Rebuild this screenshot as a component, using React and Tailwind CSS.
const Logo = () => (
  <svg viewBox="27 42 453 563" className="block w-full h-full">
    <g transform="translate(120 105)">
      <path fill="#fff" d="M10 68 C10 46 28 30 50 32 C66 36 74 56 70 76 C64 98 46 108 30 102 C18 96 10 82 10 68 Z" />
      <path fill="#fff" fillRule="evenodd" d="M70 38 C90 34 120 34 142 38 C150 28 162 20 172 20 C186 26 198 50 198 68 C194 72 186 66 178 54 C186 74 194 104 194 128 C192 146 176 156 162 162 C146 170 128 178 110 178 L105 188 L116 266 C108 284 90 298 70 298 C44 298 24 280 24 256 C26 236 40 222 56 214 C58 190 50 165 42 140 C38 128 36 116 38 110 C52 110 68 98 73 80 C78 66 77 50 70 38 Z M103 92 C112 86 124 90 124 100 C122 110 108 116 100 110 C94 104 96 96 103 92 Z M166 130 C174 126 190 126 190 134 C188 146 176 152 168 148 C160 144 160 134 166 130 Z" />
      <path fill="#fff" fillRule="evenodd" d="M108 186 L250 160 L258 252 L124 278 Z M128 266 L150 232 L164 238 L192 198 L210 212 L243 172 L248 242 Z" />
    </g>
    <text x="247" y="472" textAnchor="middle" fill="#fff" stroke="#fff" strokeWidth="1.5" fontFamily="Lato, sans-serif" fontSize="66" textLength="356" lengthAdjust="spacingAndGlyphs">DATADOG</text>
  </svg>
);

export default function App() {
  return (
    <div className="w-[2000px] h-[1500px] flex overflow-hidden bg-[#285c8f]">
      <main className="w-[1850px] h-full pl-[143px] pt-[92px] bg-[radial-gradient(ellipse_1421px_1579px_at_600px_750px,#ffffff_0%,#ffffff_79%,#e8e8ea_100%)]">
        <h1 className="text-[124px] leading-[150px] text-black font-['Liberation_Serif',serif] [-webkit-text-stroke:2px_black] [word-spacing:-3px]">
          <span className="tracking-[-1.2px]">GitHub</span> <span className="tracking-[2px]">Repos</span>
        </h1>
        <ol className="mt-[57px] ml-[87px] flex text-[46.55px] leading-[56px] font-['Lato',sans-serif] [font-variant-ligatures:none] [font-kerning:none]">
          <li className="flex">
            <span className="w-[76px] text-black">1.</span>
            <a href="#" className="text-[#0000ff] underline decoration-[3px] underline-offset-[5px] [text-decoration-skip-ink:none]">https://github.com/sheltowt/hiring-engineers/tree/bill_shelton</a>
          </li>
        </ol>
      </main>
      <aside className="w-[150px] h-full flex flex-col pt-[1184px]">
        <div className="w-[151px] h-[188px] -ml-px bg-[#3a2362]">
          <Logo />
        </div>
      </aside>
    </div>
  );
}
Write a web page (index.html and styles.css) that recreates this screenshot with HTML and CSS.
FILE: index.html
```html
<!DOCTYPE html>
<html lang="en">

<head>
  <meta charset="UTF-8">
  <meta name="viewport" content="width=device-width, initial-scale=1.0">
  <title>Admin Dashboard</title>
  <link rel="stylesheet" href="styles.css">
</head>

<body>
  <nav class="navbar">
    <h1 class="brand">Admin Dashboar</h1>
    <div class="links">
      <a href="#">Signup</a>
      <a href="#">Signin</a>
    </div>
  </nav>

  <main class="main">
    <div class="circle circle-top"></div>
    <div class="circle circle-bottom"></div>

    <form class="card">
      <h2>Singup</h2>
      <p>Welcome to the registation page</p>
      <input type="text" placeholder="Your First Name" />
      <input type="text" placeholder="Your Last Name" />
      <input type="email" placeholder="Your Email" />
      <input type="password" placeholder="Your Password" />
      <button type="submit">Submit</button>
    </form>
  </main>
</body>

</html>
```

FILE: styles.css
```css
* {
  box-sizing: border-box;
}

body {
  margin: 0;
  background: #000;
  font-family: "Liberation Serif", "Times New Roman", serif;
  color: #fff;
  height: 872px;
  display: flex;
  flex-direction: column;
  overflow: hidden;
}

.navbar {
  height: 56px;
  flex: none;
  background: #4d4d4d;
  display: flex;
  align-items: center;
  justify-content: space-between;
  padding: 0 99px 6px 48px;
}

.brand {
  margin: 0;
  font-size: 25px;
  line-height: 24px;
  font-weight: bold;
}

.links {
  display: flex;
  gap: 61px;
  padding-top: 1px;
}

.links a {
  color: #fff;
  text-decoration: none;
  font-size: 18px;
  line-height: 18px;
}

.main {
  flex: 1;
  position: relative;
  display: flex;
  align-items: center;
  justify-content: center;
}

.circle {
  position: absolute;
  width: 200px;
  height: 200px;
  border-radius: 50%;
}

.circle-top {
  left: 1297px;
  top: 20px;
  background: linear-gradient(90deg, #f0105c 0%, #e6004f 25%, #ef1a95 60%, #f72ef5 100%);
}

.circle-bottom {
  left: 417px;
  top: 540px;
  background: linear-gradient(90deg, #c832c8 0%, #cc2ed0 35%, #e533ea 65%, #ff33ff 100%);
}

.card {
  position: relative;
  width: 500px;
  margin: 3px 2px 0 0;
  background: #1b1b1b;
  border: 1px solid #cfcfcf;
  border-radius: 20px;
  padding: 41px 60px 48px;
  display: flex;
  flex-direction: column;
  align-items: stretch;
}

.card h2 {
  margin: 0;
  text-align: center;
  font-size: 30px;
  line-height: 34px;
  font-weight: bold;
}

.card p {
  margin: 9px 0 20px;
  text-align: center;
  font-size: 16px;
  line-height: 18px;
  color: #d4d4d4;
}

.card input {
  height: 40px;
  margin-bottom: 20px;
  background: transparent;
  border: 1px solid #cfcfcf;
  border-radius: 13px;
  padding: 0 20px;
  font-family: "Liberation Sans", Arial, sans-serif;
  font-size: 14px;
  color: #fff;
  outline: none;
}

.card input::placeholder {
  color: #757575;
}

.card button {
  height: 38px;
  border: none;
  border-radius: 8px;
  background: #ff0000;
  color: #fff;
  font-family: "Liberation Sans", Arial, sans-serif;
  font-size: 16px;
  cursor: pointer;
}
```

----

**Task directions**. Across the data, tally the lines containing "screenshot" and give back the number alone.

**The response**. 2